## Material for this task
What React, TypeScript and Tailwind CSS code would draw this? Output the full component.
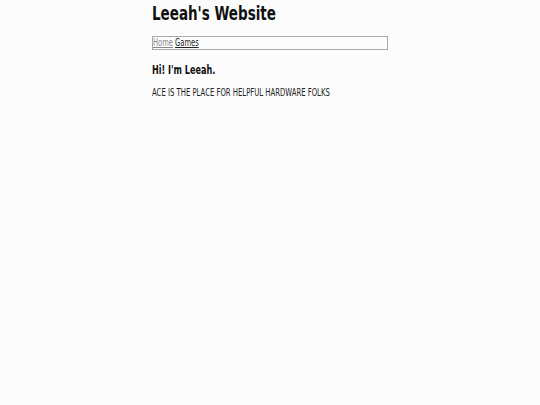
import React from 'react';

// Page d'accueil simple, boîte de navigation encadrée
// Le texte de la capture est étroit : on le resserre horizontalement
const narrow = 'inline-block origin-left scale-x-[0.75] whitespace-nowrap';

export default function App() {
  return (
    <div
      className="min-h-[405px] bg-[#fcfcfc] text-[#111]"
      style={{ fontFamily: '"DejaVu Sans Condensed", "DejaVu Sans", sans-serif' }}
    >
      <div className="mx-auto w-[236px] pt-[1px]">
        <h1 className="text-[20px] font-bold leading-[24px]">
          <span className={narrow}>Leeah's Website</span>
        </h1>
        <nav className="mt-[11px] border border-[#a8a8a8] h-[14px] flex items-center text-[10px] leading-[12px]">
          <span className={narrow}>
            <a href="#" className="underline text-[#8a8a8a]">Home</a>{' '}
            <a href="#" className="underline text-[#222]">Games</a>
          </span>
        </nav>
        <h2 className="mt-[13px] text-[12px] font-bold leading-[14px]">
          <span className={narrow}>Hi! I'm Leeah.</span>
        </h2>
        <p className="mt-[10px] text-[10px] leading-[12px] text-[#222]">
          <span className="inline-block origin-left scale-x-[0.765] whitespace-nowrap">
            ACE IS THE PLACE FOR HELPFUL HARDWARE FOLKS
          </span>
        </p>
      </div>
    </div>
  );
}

* * *

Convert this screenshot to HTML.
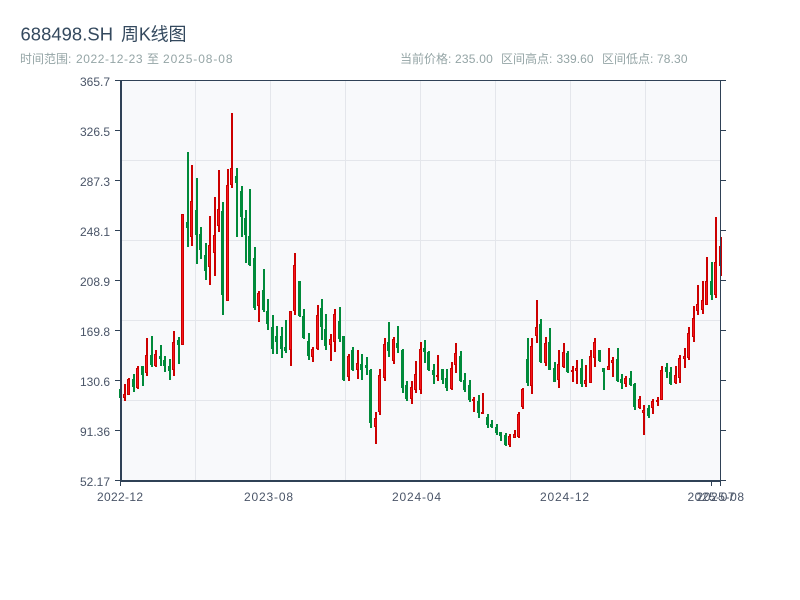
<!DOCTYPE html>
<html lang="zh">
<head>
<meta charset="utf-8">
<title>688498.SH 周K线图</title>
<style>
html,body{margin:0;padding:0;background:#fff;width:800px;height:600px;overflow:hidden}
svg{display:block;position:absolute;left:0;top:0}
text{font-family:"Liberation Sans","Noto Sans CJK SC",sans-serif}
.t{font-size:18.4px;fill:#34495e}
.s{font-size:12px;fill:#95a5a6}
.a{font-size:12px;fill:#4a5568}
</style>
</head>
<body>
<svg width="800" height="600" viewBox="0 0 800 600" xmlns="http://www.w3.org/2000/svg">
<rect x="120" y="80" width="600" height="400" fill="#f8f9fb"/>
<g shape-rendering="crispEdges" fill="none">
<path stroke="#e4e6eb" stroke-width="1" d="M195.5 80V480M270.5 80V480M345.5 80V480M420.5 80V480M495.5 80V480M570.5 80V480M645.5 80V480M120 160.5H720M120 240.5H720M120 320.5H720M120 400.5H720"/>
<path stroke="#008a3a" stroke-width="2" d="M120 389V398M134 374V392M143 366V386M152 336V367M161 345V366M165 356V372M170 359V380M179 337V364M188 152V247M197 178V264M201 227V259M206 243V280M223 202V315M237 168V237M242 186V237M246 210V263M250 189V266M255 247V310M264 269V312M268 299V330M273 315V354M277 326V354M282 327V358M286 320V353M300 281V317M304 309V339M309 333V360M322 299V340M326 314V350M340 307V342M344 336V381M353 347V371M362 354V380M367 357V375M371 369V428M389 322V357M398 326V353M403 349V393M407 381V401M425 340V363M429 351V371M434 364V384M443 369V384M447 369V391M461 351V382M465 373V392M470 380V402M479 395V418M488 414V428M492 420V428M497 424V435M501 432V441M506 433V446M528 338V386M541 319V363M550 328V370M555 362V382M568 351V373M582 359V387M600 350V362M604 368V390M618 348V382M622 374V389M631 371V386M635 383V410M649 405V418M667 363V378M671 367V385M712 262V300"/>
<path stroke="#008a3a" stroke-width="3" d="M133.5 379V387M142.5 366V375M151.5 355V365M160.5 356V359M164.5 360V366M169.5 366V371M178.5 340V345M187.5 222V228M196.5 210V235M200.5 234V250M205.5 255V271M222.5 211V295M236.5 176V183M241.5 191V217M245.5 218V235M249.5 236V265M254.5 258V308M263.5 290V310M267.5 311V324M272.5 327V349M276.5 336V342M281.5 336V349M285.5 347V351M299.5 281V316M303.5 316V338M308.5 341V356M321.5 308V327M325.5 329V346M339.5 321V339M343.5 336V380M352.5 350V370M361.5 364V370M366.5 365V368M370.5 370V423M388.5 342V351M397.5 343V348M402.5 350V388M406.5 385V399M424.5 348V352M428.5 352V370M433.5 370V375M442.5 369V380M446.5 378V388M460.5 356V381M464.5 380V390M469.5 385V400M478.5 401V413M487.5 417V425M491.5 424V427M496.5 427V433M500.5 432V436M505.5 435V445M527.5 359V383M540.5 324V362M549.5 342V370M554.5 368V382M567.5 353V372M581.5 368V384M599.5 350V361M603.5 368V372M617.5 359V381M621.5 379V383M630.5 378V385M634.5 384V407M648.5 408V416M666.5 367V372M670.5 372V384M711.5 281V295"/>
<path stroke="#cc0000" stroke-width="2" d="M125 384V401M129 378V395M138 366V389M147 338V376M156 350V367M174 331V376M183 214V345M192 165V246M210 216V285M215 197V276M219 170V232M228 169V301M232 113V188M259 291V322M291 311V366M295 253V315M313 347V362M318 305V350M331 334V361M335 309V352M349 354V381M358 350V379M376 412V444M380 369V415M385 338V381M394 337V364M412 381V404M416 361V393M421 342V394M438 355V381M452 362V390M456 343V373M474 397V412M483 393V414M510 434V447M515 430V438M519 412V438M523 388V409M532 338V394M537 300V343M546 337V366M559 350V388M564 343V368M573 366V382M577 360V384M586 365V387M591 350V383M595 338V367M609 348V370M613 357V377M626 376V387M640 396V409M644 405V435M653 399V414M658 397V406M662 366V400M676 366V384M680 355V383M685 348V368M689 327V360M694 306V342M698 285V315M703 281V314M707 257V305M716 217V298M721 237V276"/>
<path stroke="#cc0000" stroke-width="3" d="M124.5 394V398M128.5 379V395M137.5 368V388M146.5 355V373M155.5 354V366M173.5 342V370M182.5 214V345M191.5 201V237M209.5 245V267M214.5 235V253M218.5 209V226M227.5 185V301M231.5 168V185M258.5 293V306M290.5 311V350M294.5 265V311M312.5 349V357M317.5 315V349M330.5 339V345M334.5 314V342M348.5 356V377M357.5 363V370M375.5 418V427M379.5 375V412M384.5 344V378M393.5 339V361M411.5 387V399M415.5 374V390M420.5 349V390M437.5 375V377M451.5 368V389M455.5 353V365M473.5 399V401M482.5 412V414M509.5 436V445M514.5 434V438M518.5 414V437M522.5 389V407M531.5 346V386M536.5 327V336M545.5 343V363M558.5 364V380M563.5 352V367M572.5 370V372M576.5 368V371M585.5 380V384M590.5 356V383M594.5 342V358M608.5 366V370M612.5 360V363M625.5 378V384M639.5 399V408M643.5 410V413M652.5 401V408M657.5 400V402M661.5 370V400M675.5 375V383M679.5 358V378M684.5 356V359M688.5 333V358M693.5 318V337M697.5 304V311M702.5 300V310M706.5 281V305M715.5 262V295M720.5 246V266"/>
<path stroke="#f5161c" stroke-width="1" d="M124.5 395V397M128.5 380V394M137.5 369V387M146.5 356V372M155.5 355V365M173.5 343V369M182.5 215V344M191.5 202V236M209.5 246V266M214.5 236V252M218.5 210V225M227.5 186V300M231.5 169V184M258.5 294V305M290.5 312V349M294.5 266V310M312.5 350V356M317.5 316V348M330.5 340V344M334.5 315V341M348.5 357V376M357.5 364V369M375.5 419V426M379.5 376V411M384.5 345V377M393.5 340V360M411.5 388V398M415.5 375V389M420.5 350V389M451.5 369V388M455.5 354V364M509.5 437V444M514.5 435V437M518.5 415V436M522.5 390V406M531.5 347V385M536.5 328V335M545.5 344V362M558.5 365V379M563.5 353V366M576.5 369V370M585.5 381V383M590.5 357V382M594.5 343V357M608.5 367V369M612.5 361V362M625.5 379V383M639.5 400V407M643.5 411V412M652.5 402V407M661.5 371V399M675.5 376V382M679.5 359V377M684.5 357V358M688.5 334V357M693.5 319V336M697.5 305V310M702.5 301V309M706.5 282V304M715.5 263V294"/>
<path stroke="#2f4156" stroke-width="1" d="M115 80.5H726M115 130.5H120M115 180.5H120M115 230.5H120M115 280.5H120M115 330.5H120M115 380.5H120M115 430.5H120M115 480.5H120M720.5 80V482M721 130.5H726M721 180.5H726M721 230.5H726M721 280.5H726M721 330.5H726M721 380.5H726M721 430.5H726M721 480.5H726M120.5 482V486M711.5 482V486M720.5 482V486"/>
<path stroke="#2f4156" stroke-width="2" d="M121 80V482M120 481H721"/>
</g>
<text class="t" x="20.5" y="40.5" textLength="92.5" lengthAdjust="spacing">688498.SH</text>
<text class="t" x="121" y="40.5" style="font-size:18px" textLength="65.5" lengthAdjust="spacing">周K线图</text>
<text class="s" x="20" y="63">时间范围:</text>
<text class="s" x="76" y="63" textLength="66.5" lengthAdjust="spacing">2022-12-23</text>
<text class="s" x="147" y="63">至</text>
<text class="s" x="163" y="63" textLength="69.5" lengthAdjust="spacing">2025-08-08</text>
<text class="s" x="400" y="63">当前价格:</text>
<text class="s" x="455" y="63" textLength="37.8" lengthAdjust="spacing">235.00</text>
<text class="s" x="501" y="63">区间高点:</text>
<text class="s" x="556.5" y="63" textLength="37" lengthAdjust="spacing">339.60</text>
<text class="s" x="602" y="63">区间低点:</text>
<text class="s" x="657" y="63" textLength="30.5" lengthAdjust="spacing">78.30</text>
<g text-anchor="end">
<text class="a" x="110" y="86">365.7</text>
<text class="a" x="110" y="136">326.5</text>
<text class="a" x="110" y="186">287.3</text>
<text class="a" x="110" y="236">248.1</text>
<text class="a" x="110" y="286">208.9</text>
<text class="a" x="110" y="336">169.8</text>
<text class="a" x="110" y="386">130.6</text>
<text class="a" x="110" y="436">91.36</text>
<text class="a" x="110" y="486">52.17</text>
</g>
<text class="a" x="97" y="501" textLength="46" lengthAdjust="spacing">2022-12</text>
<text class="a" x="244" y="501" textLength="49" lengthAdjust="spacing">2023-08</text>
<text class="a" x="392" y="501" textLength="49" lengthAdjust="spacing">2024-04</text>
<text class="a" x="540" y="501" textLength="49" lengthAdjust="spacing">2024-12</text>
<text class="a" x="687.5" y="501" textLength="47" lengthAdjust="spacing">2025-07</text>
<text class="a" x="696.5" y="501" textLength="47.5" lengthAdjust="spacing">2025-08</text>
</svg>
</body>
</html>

## Set task
Every line from the one containing "What React, TypeScript" through the one containing "const narrow = 'inline-block" should be quoted exactly, and no other lines; keep pictures out of the copy.

## Full solution
What React, TypeScript and Tailwind CSS code would draw this? Output the full component.
import React from 'react';

// Page d'accueil simple, boîte de navigation encadrée
// Le texte de la capture est étroit : on le resserre horizontalement
const narrow = 'inline-block origin-left scale-x-[0.75] whitespace-nowrap';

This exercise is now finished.